A Europa terá de ir buscar às suas raízes humanísticas a inspiração necessária a uma nova democracia. Terá de se reaprender com a sua história. A limitação dos objetivos da construção europeia à gestão do crescimento económico só nos trará frustrações, quer para as aspirações dos que pensaram aceder ao eldorado, quer - como já começamos a verificar - para os que pensavam que o seu próprio "sucesso" económico lhes garantiria o privilégio de exigir dos outros o cumprimento de deveres de subalternidade. O que é assim verdade para os estados e nações, deverá também ser entendido pelos agentes económicos enquanto classes sociais.
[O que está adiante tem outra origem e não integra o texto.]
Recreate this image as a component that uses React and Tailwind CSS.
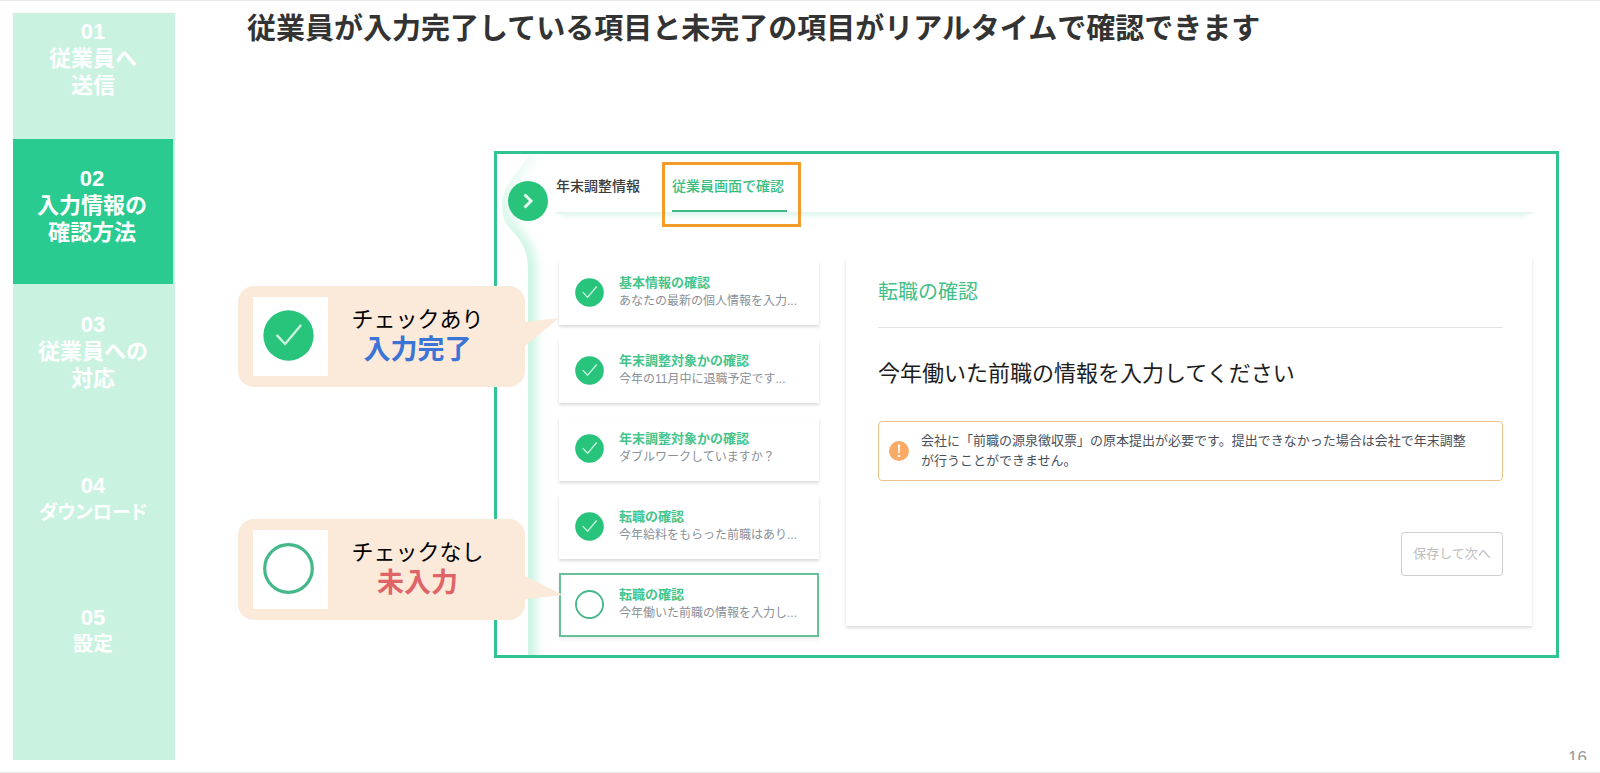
const steps = [
    { no: '01', lines: ['従業員へ', '送信'], box: 'h-[126px] pt-[5px]', text: 'text-[22px]' },
    { no: '02', lines: ['入力情報の', '確認方法'], box: 'h-[145px] pt-[26px] mr-0.5 bg-[#2acb90]', text: 'text-[22px]', active: true },
    { no: '03', lines: ['従業員への', '対応'], box: 'h-[161px] pt-[27px]', text: 'text-[22px]' },
    { no: '04', lines: ['ダウンロード'], box: 'h-[133px] pt-[27px]', text: 'text-[19px] [font-feature-settings:"palt"]' },
    { no: '05', lines: ['設定'], box: 'pt-[26px]', text: 'text-[20px]' },
];

const tasks = [
    { title: '基本情報の確認', detail: 'あなたの最新の個人情報を入力...', done: true },
    { title: '年末調整対象かの確認', detail: '今年の11月中に退職予定です...', done: true },
    { title: '年末調整対象かの確認', detail: 'ダブルワークしていますか？', done: true },
    { title: '転職の確認', detail: '今年給料をもらった前職はあり...', done: true },
    { title: '転職の確認', detail: '今年働いた前職の情報を入力し...', done: false },
];

function StatusIcon({ done, className }) {
    return (
        <svg viewBox="0 0 30 30" fill="none" className={className} aria-hidden="true">
            {done ? (
                <>
                    <circle cx="15" cy="15" r="14.8" fill="#29c47c" />
                    <path d="M8 14.6 L13 20 L22.4 8.8" stroke="#c9f5df" strokeWidth="1.4" />
                </>
            ) : (
                <circle cx="15" cy="15" r="14" fill="#fff" stroke="#45b88a" strokeWidth="1.9" />
            )}
        </svg>
    );
}

function Sidebar() {
    return (
        <aside className="ml-[13px] w-[162px] shrink-0 bg-[#c9f2e1]">
            <ol>
                {steps.map((step) => (
                    <li key={step.no} className={step.box}>
                        <a
                            href={`#step-${step.no}`}
                            aria-current={step.active ? 'step' : undefined}
                            className="block pr-0.5 text-center font-bold leading-[27px] text-white"
                        >
                            <span className="block text-[22px]">{step.no}</span>
                            {step.lines.map((line) => (
                                <span key={line} className={`block ${step.text}`}>{line}</span>
                            ))}
                        </a>
                    </li>
                ))}
            </ol>
        </aside>
    );
}

function Callout({ done, label, status, statusClass, tail, tailClass }) {
    return (
        <div className="relative flex h-[101px] items-center rounded-[16px] bg-[#fbe9da] pl-[15px]">
            <div className="flex h-[79px] w-[75px] shrink-0 items-center justify-center bg-white pb-0.5 pr-1">
                <StatusIcon done={done} className="size-[51px]" />
            </div>
            <div className="flex-1 pb-1 pr-[18px] text-center">
                <p className="text-[22px] leading-[30px] text-black">{label}</p>
                <p className={`text-[27px] font-bold leading-[30px] ${statusClass}`}>{status}</p>
            </div>
            <svg viewBox="0 0 40 30" className={`absolute left-full h-[30px] w-10 ${tailClass}`} aria-hidden="true">
                <path d={tail} fill="#fbe9da" />
            </svg>
        </div>
    );
}

function Rail() {
    return (
        <div className="relative w-[59px] shrink-0 overflow-hidden pl-[11px] pt-[27px]">
            <svg className="absolute left-0 top-0 h-full w-full" aria-hidden="true">
                <defs>
                    <clipPath id="rail-clip">
                        <path d="M36 -10 C28 16 5 26 5 52 C5 82 31 76 31 116 V1200 H70 V-20 Z" />
                    </clipPath>
                    <filter id="rail-blur" x="-60%" y="-10%" width="220%" height="120%">
                        <feGaussianBlur stdDeviation="6" />
                    </filter>
                    <linearGradient id="rail-fade" gradientUnits="userSpaceOnUse" x1="0" y1="0" x2="0" y2="110">
                        <stop offset="0" stopColor="#c0f2dc" stopOpacity="0.25" />
                        <stop offset="1" stopColor="#c0f2dc" />
                    </linearGradient>
                </defs>
                <g clipPath="url(#rail-clip)">
                    <path
                        d="M36 -10 C28 16 5 26 5 52 C5 82 31 76 31 116 V1200"
                        fill="none"
                        stroke="url(#rail-fade)"
                        strokeWidth="14"
                        filter="url(#rail-blur)"
                    />
                </g>
            </svg>
            <button
                type="button"
                aria-label="メニューを開く"
                className="relative flex size-10 items-center justify-center rounded-full bg-[#29c47c]"
            >
                <svg viewBox="0 0 40 40" fill="none" className="size-10" aria-hidden="true">
                    <path d="M16.5 13.5 L23 20 L16.5 26.5" stroke="#e4faef" strokeWidth="3" />
                </svg>
            </button>
        </div>
    );
}

function Tabs() {
    return (
        <nav className="flex gap-8 border-b-2 border-[#e4f6ef] text-sm font-medium leading-5 shadow-[0_7px_5px_-5px_#dcf7ec]">
            <a href="#info" className="pb-4 pt-[22px] text-[#3c3c3c]">年末調整情報</a>
            <a href="#preview" aria-current="page" className="relative w-[115px] whitespace-nowrap pt-[22px] text-[#37be82]">
                従業員画面で確認
                <span className="mt-[14px] block h-[2px] bg-[#3fba84]" />
                <span className="absolute -bottom-[15px] -left-[10px] -right-[14px] top-2 border-[3px] border-[#f59b2a]" />
            </a>
        </nav>
    );
}

function TaskCard({ task }) {
    return (
        <li>
            <a
                href="#task"
                className={`flex h-16 items-center gap-[15px] bg-white pb-0.5 pr-2 ${task.done
                    ? 'pl-4 shadow-[0_2px_3px_rgba(0,0,0,0.15)]'
                    : 'border-2 border-[#66c19b] pl-[14px] shadow-[0_2px_4px_rgba(0,0,0,0.08)]'
                    }`}
            >
                <StatusIcon done={task.done} className="size-[29px] shrink-0" />
                <span className="min-w-0">
                    <span className="block text-[13px] font-bold leading-[19px] text-[#45c48b]">{task.title}</span>
                    <span className="block truncate text-[12px] leading-[19px] text-[#8a9097]">{task.detail}</span>
                </span>
            </a>
        </li>
    );
}

function Detail() {
    return (
        <section className="min-w-0 flex-1 bg-white pb-[50px] pl-8 pr-[29px] pt-[21px] shadow-[0_2px_3px_rgba(0,0,0,0.14)]">
            <h2 className="border-b border-[#e3e5e5] pb-[21px] text-xl leading-7 text-[#3fc088]">転職の確認</h2>
            <h3 className="mt-[30px] text-[22px] leading-8 text-[#1c1c1c]">今年働いた前職の情報を入力してください</h3>
            <div className="mt-[31px] flex items-center gap-3 rounded border border-[#eec28d] py-[9px] pl-[10px] pr-4">
                <svg viewBox="0 0 20 20" className="size-5 shrink-0" aria-hidden="true">
                    <circle cx="10" cy="10" r="10" fill="#f9ab66" />
                    <path d="M8.9 3.6 h2.2 l-0.4 8.4 h-1.4 z" fill="#fff" />
                    <circle cx="10" cy="15" r="1.3" fill="#fff" />
                </svg>
                <p className="text-[13px] leading-5 text-[#4a4f5a]">
                    会社に「前職の源泉徴収票」の原本提出が必要です。提出できなかった場合は会社で年末調整
                    <br />
                    が行うことができません。
                </p>
            </div>
            <div className="mt-[51px] flex justify-end">
                <button
                    type="button"
                    disabled
                    className="h-11 w-[102px] rounded border border-[#cfcfcf] text-[13px] leading-5 text-[#bdbdbd]"
                >
                    保存して次へ
                </button>
            </div>
        </section>
    );
}

export default function App() {
    return (
        <div className='flex min-h-screen border-y border-[#e9ebeb] bg-white py-3 font-["Liberation_Sans","Noto_Sans_CJK_JP",sans-serif]'>
            <Sidebar />
            <main className="flex min-w-0 flex-1 flex-col">
                <h1 className="pl-[72px] text-[29px] font-bold leading-8 text-[#333]">
                    従業員が入力完了している項目と未完了の項目がリアルタイムで確認できます
                </h1>
                <div className="mt-[106px] flex pl-[63px] pr-[41px]">
                    <div className="z-10 -mr-[31px] flex w-[287px] shrink-0 flex-col gap-[132px] pt-[135px]">
                        <Callout
                            done
                            label="チェックあり"
                            status="入力完了"
                            statusClass="text-[#3c74d6]"
                            tail="M0 4 L34 0 L0 28 Z"
                            tailClass="top-8"
                        />
                        <Callout
                            label="チェックなし"
                            status="未入力"
                            statusClass="text-[#df6468]"
                            tail="M0 0 L38 19 L0 23 Z"
                            tailClass="top-[57px]"
                        />
                    </div>
                    <div className="flex min-w-0 flex-1 border-[3px] border-[#30c490]">
                        <Rail />
                        <div className="min-w-0 flex-1 pb-[18px] pr-6">
                            <Tabs />
                            <div className="flex items-start gap-[27px] pl-[3px] pt-[43px]">
                                <ul className="flex w-[260px] shrink-0 flex-col gap-[14px] pt-1">
                                    {tasks.map((task) => (
                                        <TaskCard key={task.detail} task={task} />
                                    ))}
                                </ul>
                                <Detail />
                            </div>
                        </div>
                    </div>
                </div>
                <footer className="mt-auto h-3 overflow-hidden pr-[13px] text-right text-[17px] leading-5 text-[#999]">
                    16
                </footer>
            </main>
        </div>
    );
}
Com a exposição crescente, até ao pormenor, da vida e da riqueza privadas - ainda por cima designadas pela publicidade, que faz "funcionar" o sistema, como "ideais" de vida para todos - o mercado das ilusões vai-se fechando em ghettos e ressentimentos. Não deixa, aliás, de ser curioso ver como o fim do coletivismo soviético é a plutocracia russa. E será talvez assustador demorarmo-nos na consideração dessa bomba de rebentamento universal que poderá ser o "capitalismo de Estado" (?) chinês. Talvez valesse a pena voltarmos ao princípio de todos os valores: a pessoa humana como medida de todas as coisas.
Camilo Martins de Oliveira
Obs: Reposição de texto publicado em 05.10.12 neste blogue.